- [Collected data]
— BEGIN —

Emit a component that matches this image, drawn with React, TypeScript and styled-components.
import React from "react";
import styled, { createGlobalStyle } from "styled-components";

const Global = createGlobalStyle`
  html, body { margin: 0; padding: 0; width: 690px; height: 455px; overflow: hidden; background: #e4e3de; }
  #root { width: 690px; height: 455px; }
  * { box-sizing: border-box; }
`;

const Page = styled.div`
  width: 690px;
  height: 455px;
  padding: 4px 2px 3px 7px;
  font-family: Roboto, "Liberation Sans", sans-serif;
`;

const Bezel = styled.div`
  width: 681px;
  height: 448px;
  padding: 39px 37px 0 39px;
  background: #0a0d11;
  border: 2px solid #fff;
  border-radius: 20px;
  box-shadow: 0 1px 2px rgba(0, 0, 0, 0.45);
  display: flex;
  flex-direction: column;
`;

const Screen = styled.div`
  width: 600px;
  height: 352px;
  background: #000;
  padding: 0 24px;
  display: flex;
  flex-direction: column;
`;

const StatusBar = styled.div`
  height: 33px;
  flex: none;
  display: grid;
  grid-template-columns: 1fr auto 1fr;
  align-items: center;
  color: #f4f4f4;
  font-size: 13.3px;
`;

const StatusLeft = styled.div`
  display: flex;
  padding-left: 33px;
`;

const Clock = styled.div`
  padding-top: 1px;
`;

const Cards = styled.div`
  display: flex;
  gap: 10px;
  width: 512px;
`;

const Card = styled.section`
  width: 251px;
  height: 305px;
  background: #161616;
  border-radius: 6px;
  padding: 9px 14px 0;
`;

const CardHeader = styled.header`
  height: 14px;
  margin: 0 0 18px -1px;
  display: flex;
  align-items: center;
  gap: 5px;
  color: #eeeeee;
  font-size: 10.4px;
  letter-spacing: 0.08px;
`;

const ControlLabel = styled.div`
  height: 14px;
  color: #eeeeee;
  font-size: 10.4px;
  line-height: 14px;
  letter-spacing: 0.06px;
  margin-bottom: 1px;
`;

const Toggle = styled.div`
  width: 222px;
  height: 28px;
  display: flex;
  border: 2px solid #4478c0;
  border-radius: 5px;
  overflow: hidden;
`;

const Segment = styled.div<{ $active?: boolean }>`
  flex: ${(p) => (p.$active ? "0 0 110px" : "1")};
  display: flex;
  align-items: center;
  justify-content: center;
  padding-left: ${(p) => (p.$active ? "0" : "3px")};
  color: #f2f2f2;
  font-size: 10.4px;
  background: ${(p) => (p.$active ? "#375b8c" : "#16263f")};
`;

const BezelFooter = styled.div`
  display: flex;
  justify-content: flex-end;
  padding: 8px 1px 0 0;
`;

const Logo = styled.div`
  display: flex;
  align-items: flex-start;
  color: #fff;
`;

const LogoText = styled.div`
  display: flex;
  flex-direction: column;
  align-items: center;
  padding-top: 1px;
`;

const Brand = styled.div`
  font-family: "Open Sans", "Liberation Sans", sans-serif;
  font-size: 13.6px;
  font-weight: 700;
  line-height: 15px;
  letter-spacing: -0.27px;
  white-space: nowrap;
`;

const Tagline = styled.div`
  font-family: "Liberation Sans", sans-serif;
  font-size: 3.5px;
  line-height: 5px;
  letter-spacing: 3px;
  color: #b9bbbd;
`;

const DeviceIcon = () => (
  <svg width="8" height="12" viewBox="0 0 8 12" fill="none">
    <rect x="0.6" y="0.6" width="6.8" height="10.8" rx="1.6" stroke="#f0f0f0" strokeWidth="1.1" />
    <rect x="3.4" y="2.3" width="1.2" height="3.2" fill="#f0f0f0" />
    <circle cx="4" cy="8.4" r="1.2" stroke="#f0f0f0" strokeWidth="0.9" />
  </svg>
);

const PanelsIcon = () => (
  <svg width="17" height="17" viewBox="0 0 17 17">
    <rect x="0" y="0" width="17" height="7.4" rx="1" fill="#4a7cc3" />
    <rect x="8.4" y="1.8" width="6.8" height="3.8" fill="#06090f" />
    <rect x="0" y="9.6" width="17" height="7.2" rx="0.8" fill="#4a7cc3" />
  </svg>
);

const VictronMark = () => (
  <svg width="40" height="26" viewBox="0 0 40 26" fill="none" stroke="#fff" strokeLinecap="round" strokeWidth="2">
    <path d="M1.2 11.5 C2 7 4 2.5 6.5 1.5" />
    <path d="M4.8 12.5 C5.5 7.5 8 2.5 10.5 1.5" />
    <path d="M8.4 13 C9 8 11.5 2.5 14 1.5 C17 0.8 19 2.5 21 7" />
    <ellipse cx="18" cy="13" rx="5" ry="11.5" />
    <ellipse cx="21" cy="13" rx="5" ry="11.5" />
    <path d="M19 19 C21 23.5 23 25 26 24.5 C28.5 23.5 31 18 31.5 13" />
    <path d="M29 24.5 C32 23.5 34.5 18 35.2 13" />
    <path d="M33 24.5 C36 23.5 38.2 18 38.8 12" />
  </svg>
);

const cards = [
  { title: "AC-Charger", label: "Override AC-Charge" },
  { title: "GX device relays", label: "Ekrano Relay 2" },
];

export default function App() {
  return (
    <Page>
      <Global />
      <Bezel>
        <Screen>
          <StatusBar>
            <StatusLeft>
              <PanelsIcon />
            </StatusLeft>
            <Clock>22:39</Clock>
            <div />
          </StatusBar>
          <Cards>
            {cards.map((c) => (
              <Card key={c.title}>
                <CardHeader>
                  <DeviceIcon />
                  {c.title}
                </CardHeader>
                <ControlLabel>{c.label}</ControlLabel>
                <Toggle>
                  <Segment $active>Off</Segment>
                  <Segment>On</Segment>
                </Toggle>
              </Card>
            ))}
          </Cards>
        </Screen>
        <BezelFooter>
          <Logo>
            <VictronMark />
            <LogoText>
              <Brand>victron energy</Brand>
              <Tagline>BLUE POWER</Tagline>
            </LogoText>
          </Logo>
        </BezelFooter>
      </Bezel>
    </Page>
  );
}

— END —

- [Exercise goal]
Using the data above, reproduce every line exactly.

- [Written answer]
Emit a component that matches this image, drawn with React, TypeScript and styled-components.
import React from "react";
import styled, { createGlobalStyle } from "styled-components";

const Global = createGlobalStyle`
  html, body { margin: 0; padding: 0; width: 690px; height: 455px; overflow: hidden; background: #e4e3de; }
  #root { width: 690px; height: 455px; }
  * { box-sizing: border-box; }
`;

const Page = styled.div`
  width: 690px;
  height: 455px;
  padding: 4px 2px 3px 7px;
  font-family: Roboto, "Liberation Sans", sans-serif;
`;

const Bezel = styled.div`
  width: 681px;
  height: 448px;
  padding: 39px 37px 0 39px;
  background: #0a0d11;
  border: 2px solid #fff;
  border-radius: 20px;
  box-shadow: 0 1px 2px rgba(0, 0, 0, 0.45);
  display: flex;
  flex-direction: column;
`;

const Screen = styled.div`
  width: 600px;
  height: 352px;
  background: #000;
  padding: 0 24px;
  display: flex;
  flex-direction: column;
`;

const StatusBar = styled.div`
  height: 33px;
  flex: none;
  display: grid;
  grid-template-columns: 1fr auto 1fr;
  align-items: center;
  color: #f4f4f4;
  font-size: 13.3px;
`;

const StatusLeft = styled.div`
  display: flex;
  padding-left: 33px;
`;

const Clock = styled.div`
  padding-top: 1px;
`;

const Cards = styled.div`
  display: flex;
  gap: 10px;
  width: 512px;
`;

const Card = styled.section`
  width: 251px;
  height: 305px;
  background: #161616;
  border-radius: 6px;
  padding: 9px 14px 0;
`;

const CardHeader = styled.header`
  height: 14px;
  margin: 0 0 18px -1px;
  display: flex;
  align-items: center;
  gap: 5px;
  color: #eeeeee;
  font-size: 10.4px;
  letter-spacing: 0.08px;
`;

const ControlLabel = styled.div`
  height: 14px;
  color: #eeeeee;
  font-size: 10.4px;
  line-height: 14px;
  letter-spacing: 0.06px;
  margin-bottom: 1px;
`;

const Toggle = styled.div`
  width: 222px;
  height: 28px;
  display: flex;
  border: 2px solid #4478c0;
  border-radius: 5px;
  overflow: hidden;
`;

const Segment = styled.div<{ $active?: boolean }>`
  flex: ${(p) => (p.$active ? "0 0 110px" : "1")};
  display: flex;
  align-items: center;
  justify-content: center;
  padding-left: ${(p) => (p.$active ? "0" : "3px")};
  color: #f2f2f2;
  font-size: 10.4px;
  background: ${(p) => (p.$active ? "#375b8c" : "#16263f")};
`;

const BezelFooter = styled.div`
  display: flex;
  justify-content: flex-end;
  padding: 8px 1px 0 0;
`;

const Logo = styled.div`
  display: flex;
  align-items: flex-start;
  color: #fff;
`;

const LogoText = styled.div`
  display: flex;
  flex-direction: column;
  align-items: center;
  padding-top: 1px;
`;

const Brand = styled.div`
  font-family: "Open Sans", "Liberation Sans", sans-serif;
  font-size: 13.6px;
  font-weight: 700;
  line-height: 15px;
  letter-spacing: -0.27px;
  white-space: nowrap;
`;

const Tagline = styled.div`
  font-family: "Liberation Sans", sans-serif;
  font-size: 3.5px;
  line-height: 5px;
  letter-spacing: 3px;
  color: #b9bbbd;
`;

const DeviceIcon = () => (
  <svg width="8" height="12" viewBox="0 0 8 12" fill="none">
    <rect x="0.6" y="0.6" width="6.8" height="10.8" rx="1.6" stroke="#f0f0f0" strokeWidth="1.1" />
    <rect x="3.4" y="2.3" width="1.2" height="3.2" fill="#f0f0f0" />
    <circle cx="4" cy="8.4" r="1.2" stroke="#f0f0f0" strokeWidth="0.9" />
  </svg>
);

const PanelsIcon = () => (
  <svg width="17" height="17" viewBox="0 0 17 17">
    <rect x="0" y="0" width="17" height="7.4" rx="1" fill="#4a7cc3" />
    <rect x="8.4" y="1.8" width="6.8" height="3.8" fill="#06090f" />
    <rect x="0" y="9.6" width="17" height="7.2" rx="0.8" fill="#4a7cc3" />
  </svg>
);

const VictronMark = () => (
  <svg width="40" height="26" viewBox="0 0 40 26" fill="none" stroke="#fff" strokeLinecap="round" strokeWidth="2">
    <path d="M1.2 11.5 C2 7 4 2.5 6.5 1.5" />
    <path d="M4.8 12.5 C5.5 7.5 8 2.5 10.5 1.5" />
    <path d="M8.4 13 C9 8 11.5 2.5 14 1.5 C17 0.8 19 2.5 21 7" />
    <ellipse cx="18" cy="13" rx="5" ry="11.5" />
    <ellipse cx="21" cy="13" rx="5" ry="11.5" />
    <path d="M19 19 C21 23.5 23 25 26 24.5 C28.5 23.5 31 18 31.5 13" />
    <path d="M29 24.5 C32 23.5 34.5 18 35.2 13" />
    <path d="M33 24.5 C36 23.5 38.2 18 38.8 12" />
  </svg>
);

const cards = [
  { title: "AC-Charger", label: "Override AC-Charge" },
  { title: "GX device relays", label: "Ekrano Relay 2" },
];

export default function App() {
  return (
    <Page>
      <Global />
      <Bezel>
        <Screen>
          <StatusBar>
            <StatusLeft>
              <PanelsIcon />
            </StatusLeft>
            <Clock>22:39</Clock>
            <div />
          </StatusBar>
          <Cards>
            {cards.map((c) => (
              <Card key={c.title}>
                <CardHeader>
                  <DeviceIcon />
                  {c.title}
                </CardHeader>
                <ControlLabel>{c.label}</ControlLabel>
                <Toggle>
                  <Segment $active>Off</Segment>
                  <Segment>On</Segment>
                </Toggle>
              </Card>
            ))}
          </Cards>
        </Screen>
        <BezelFooter>
          <Logo>
            <VictronMark />
            <LogoText>
              <Brand>victron energy</Brand>
              <Tagline>BLUE POWER</Tagline>
            </LogoText>
          </Logo>
        </BezelFooter>
      </Bezel>
    </Page>
  );
}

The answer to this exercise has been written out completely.